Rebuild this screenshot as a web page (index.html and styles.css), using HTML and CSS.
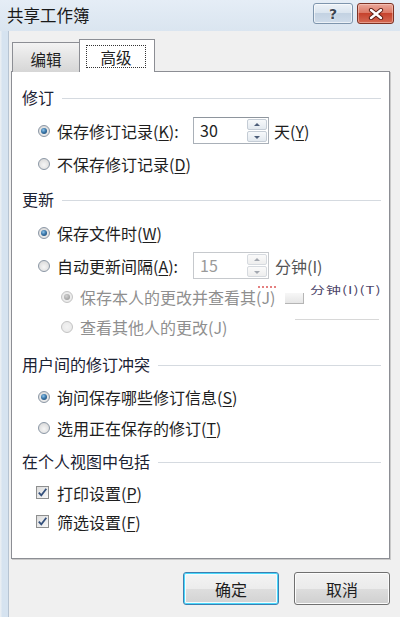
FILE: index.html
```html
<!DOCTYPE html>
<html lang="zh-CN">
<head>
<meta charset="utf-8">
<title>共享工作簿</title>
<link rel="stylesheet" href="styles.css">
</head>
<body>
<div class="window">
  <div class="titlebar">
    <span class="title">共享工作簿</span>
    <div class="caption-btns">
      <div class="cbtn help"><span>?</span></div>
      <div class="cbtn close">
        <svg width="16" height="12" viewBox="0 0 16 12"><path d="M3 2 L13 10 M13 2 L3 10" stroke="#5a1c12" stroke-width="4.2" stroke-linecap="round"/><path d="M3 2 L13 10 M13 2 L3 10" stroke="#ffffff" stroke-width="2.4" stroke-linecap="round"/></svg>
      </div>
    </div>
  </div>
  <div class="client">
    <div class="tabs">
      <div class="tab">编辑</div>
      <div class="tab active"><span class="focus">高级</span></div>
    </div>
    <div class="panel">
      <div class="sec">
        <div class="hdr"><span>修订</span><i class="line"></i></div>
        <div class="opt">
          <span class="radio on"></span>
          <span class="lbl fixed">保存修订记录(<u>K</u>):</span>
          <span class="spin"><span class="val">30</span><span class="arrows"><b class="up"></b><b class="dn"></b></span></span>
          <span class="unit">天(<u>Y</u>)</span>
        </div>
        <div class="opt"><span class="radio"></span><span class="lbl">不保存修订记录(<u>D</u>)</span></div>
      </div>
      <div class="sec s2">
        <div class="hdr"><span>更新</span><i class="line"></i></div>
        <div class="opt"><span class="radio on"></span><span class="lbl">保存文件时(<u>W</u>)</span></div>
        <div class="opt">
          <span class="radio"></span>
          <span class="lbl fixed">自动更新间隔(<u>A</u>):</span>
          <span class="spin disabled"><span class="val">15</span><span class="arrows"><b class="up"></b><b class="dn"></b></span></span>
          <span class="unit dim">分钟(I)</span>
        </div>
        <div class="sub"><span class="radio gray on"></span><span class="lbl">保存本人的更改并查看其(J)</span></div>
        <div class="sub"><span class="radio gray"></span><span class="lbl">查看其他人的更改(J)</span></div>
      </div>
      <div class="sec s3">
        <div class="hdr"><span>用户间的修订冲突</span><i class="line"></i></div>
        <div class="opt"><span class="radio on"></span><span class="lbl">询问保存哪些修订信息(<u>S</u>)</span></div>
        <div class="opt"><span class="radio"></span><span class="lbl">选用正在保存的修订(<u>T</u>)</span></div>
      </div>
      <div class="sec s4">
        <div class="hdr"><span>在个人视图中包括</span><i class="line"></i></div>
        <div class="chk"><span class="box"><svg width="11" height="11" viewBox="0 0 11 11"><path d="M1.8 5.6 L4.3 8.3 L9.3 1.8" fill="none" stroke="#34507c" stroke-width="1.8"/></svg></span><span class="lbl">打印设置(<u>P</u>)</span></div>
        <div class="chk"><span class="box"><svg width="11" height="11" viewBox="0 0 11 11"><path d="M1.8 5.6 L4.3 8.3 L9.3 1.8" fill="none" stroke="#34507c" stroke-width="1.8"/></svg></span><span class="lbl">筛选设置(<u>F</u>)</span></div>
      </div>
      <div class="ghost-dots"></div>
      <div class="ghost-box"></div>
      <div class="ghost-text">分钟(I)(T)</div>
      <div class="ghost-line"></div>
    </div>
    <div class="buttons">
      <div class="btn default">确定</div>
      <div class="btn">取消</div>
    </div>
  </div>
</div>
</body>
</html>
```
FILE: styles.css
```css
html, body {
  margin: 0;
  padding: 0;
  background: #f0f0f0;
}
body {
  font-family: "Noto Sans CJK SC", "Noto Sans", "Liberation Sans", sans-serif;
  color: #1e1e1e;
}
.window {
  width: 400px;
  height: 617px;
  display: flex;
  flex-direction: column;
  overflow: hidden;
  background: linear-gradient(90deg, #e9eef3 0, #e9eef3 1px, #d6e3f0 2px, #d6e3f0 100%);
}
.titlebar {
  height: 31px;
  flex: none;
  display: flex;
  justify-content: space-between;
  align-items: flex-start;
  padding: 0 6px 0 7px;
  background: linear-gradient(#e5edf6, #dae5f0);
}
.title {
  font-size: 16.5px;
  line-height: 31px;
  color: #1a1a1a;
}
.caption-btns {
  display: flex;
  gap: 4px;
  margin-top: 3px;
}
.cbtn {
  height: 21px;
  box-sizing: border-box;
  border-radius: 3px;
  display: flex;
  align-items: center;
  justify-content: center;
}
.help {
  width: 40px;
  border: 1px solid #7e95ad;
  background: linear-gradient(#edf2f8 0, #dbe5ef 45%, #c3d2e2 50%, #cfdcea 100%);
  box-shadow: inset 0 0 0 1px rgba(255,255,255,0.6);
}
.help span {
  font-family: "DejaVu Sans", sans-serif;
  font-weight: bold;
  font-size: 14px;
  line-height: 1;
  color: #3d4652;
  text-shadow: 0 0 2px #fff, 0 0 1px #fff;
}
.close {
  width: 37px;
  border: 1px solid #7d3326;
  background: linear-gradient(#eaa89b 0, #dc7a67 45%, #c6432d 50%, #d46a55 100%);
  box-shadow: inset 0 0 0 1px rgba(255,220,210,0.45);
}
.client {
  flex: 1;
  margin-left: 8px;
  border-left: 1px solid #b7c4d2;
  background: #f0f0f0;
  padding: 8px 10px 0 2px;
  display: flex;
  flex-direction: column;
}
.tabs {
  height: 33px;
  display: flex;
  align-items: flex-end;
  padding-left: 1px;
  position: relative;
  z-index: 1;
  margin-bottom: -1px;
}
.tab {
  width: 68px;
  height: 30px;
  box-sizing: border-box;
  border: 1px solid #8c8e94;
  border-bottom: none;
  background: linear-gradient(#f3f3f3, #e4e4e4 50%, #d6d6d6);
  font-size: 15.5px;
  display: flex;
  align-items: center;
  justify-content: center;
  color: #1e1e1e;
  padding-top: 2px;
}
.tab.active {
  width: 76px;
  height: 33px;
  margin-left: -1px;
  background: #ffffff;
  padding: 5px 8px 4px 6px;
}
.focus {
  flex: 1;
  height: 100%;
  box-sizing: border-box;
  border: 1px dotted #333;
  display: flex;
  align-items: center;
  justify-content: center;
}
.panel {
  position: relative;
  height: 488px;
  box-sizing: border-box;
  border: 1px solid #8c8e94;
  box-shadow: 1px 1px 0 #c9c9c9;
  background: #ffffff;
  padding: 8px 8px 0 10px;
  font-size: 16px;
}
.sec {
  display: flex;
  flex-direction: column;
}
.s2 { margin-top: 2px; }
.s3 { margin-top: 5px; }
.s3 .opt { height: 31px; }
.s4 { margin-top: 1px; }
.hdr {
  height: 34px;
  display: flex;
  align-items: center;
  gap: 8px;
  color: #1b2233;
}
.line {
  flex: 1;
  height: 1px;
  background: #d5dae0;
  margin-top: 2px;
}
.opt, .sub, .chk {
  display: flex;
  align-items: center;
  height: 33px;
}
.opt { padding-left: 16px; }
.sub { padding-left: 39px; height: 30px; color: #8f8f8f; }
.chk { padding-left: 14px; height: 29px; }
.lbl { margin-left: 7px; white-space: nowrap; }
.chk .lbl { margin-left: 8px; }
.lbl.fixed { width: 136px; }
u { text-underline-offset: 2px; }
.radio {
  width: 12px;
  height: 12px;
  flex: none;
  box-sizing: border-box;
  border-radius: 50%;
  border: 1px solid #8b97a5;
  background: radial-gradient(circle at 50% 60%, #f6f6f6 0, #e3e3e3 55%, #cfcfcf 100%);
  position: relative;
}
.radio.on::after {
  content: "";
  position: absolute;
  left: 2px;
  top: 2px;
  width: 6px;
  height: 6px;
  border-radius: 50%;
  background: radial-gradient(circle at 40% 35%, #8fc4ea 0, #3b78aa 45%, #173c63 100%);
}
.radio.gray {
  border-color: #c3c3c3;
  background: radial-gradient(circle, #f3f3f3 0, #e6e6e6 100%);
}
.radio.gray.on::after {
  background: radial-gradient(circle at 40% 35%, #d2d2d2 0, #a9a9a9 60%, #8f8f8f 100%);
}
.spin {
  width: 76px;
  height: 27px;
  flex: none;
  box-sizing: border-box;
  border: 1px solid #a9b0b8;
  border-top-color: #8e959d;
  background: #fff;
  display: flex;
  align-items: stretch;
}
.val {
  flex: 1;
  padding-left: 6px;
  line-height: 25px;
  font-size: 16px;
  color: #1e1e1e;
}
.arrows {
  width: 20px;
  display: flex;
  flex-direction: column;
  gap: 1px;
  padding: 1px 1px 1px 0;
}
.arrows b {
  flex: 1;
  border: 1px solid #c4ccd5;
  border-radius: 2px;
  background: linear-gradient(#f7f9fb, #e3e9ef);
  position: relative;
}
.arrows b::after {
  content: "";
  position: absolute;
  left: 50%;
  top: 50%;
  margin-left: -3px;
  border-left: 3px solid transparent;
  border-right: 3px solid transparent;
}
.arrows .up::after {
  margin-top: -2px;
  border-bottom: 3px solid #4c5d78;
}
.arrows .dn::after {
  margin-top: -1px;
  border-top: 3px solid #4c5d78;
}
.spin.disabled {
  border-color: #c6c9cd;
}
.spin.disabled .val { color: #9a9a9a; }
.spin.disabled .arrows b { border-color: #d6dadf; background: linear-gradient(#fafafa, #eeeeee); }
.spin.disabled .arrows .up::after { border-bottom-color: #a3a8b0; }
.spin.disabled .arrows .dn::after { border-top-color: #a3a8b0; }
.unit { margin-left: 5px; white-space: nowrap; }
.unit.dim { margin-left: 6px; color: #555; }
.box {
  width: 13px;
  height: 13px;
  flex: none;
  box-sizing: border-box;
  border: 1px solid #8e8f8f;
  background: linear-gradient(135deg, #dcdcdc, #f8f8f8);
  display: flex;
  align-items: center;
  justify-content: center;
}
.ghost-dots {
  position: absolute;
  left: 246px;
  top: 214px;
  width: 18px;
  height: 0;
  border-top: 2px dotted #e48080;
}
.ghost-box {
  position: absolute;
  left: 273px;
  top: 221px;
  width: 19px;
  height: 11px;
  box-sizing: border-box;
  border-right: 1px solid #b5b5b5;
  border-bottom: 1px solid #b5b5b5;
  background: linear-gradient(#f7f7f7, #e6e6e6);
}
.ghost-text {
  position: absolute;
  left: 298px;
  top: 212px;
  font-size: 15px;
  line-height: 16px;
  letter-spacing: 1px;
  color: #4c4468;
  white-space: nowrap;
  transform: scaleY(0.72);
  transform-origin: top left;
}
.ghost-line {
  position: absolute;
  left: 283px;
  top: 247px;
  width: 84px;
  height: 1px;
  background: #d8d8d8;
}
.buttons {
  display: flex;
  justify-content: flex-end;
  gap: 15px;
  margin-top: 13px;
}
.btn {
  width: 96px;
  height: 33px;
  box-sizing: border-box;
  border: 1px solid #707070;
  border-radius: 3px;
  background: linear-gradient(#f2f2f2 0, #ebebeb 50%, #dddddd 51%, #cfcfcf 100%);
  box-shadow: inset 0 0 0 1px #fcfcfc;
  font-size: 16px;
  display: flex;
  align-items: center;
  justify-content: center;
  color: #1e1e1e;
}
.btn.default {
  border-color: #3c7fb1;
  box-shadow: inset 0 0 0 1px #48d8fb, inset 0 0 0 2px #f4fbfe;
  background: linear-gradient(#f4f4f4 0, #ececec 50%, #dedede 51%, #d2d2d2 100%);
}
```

────────────────

Your instructions
In the listing above, how many lines include the word "index"? Answer with the number and nothing more.

Task response
3